Hindustan Unilever, M&M, Britannia, ONGC, and HCL Tech emerged as the top gainers, while Hindalco, Powergrid, L&T, Adani Enterprises, and Adani Ports were the top losers.
“The current market pattern indicates a consolidation phase within a broader trading range of 22300 and 21300. It is advisable to consider taking a contra view of going short or long around given levels. Above the 22300 level, resistance is expected around the 50 and 20-day SMAs, positioned at 22400 and 22500 levels. Gradually reduce long positions at each resistance level,” said Shrikant Chouhan, Head of Equity Research at Kotak Securities.
Tuesday’s decline was driven by election results indicating challenges for the ruling BJP in securing a majority. Despite the BJP-led National Democratic Alliance (NDA) leading in over 290 seats, slightly above the 272 required for a majority, it fell short of the approximately 350 seats won in the 2019 election.
This narrower-than-expected victory raises concerns about the new government’s ability to enact reforms vital for sustaining domestic economic growth.

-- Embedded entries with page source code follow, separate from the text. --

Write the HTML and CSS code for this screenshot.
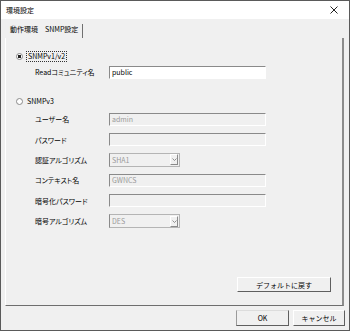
FILE: index.html
```html
<!DOCTYPE html>
<html lang="ja">
<head>
    <meta charset="UTF-8">
    <title>環境設定</title>
    <link rel="stylesheet" href="styles.css">
</head>
<body>
    <div class="window">
        <div class="titlebar">
            <span class="title">環境設定</span>
            <span class="close">
                <svg width="8" height="8" viewBox="0 0 8 8"><path d="M0.5 0.5L7.5 7.5M7.5 0.5L0.5 7.5" stroke="#222" stroke-width="1"/></svg>
            </span>
        </div>
        <div class="tabs">
            <span class="tab">動作環境</span>
            <span class="tab active">SNMP設定</span>
        </div>
        <div class="panel">
            <div class="radio-row">
                <span class="radio checked"></span>
                <span class="focus">SNMPv1/v2</span>
            </div>
            <div class="field first">
                <span class="label">Readコミュニティ名</span>
                <span class="input">public</span>
            </div>
            <div class="radio-row v3">
                <span class="radio"></span>
                <span>SNMPv3</span>
            </div>
            <div class="group">
                <div class="field">
                    <span class="label">ユーザー名</span>
                    <span class="input disabled">admin</span>
                </div>
                <div class="field">
                    <span class="label">パスワード</span>
                    <span class="input disabled"></span>
                </div>
                <div class="field">
                    <span class="label">認証アルゴリズム</span>
                    <span class="select">SHA1<span class="arrow"><svg width="5" height="3" viewBox="0 0 5 3"><path d="M0.5 0.5L2.5 2.5L4.5 0.5" fill="none" stroke="#777" stroke-width="0.8"/></svg></span></span>
                </div>
                <div class="field">
                    <span class="label">コンテキスト名</span>
                    <span class="input disabled">GWNCS</span>
                </div>
                <div class="field">
                    <span class="label">暗号化パスワード</span>
                    <span class="input disabled"></span>
                </div>
                <div class="field">
                    <span class="label">暗号アルゴリズム</span>
                    <span class="select">DES<span class="arrow"><svg width="5" height="3" viewBox="0 0 5 3"><path d="M0.5 0.5L2.5 2.5L4.5 0.5" fill="none" stroke="#777" stroke-width="0.8"/></svg></span></span>
                </div>
            </div>
            <button class="btn reset">デフォルトに戻す</button>
        </div>
        <div class="footer">
            <button class="btn ok">OK</button>
            <button class="btn cancel">キャンセル</button>
        </div>
    </div>
</body>
</html>
```

FILE: styles.css
```css
body {
    margin: 0;
    font-family: "Noto Sans CJK JP", "Noto Sans", sans-serif;
    font-feature-settings: "palt";
    font-size: 7px;
    color: #000;
}

.window {
    width: 350px;
    height: 331px;
    box-sizing: border-box;
    border: 1px solid #5a5a5a;
    background-color: #f0f0f0;
    display: flex;
    flex-direction: column;
}

.titlebar {
    height: 18px;
    background-color: #fff;
    display: flex;
    align-items: center;
    justify-content: space-between;
    padding: 0 11px 0 5px;
}

.close {
    display: flex;
}

.tabs {
    height: 19px;
    box-sizing: border-box;
    padding: 5px 0 0 4px;
    display: flex;
}

.tab {
    height: 14px;
    line-height: 10px;
    padding: 0 5px;
}

.tab.active {
    padding: 0 4px 0 2px;
    border-right: 1px solid #707070;
}

.panel {
    height: 268px;
    box-sizing: border-box;
    margin: 0 5px 0 4px;
    padding-top: 11px;
    border-left: 1px solid #fff;
    border-right: 2px solid #8c8c8c;
    border-bottom: 1px solid #6e6e6e;
    display: flex;
    flex-direction: column;
}

.radio-row {
    height: 14px;
    display: flex;
    align-items: center;
    padding-left: 10px;
    gap: 4px;
}

.radio-row.v3 {
    margin-top: 13px;
}

.radio {
    width: 5px;
    height: 5px;
    border: 1px solid #8a8a8a;
    border-radius: 50%;
    background-color: #fff;
}

.radio.checked {
    background: radial-gradient(circle, #222 0 1.6px, #fff 1.8px);
}

.focus {
    outline: 1px dotted #333;
    line-height: 9px;
    padding: 0 1px;
}

.group {
    margin-top: 1px;
}

.field {
    height: 20.4px;
    display: flex;
    align-items: center;
    padding-left: 29px;
}

.field.first {
    height: 18px;
}

.label {
    width: 74px;
}

.input {
    width: 153px;
    height: 11px;
    line-height: 11px;
    padding-left: 2px;
    background-color: #fff;
    border-top: 1px solid #8a8a8a;
    border-left: 1px solid #8a8a8a;
    border-bottom: 1px solid #fff;
    border-right: 1px solid #fff;
}

.input.disabled {
    background-color: #f0f0f0;
    color: #9a9a9a;
}

.select {
    width: 67px;
    height: 12px;
    line-height: 12px;
    box-sizing: content-box;
    padding-left: 2px;
    margin-right: auto;
    border: 1px solid #b4b4b4;
    border-left-color: #8a8a8a;
    color: #9a9a9a;
    display: flex;
    justify-content: space-between;
    align-items: center;
}

.arrow {
    width: 6px;
    height: 9px;
    margin-right: 1px;
    border-right: 1px solid #8a8a8a;
    border-bottom: 1px solid #8a8a8a;
    border-top: 1px solid #fff;
    border-left: 1px solid #fff;
    display: flex;
    align-items: center;
    justify-content: center;
}

.btn {
    font-family: inherit;
    font-size: 7px;
    color: #000;
    background-color: #f0f0f0;
    padding: 0;
    border: 1px solid;
    border-color: #fff #5f5f5f #5f5f5f #fff;
}

.reset {
    width: 94px;
    height: 15px;
    margin-top: auto;
    margin-right: 11px;
    margin-bottom: 13px;
    align-self: flex-end;
}

.footer {
    display: flex;
    justify-content: flex-end;
    gap: 4px;
    padding: 4px 4px 0 0;
}

.ok {
    width: 53px;
    height: 16px;
    border-color: #dcdcdc #5f5f5f #5f5f5f #9a9a9a;
}

.cancel {
    width: 52px;
    height: 16px;
}
```
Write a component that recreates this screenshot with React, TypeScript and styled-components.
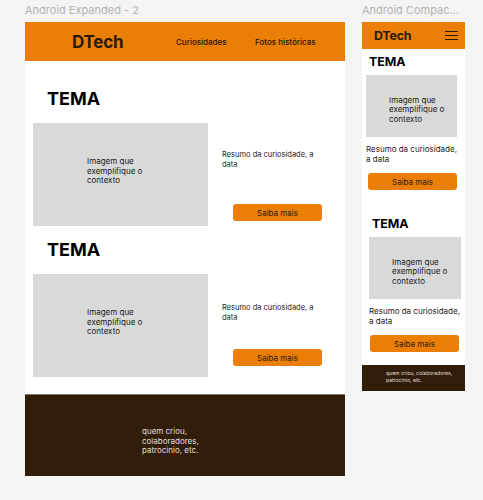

Varun Aggarwal, founder and managing director, Profit Idea, said: “Technical analysis indicates a bearish sentiment, with the Nifty forming a significant Bearish candle on the daily chart, signaling potential further declines if it remains below 22,222. Derivative data reflects mixed sentiments, with specific stocks showing positive setups while others exhibit weakness.”
The stock market’s slightly positive opening reflects cautious optimism amid broader concerns about the new government’s ability to implement crucial economic reforms. Investors and analysts will closely watch market movements and political developments to gauge future trends.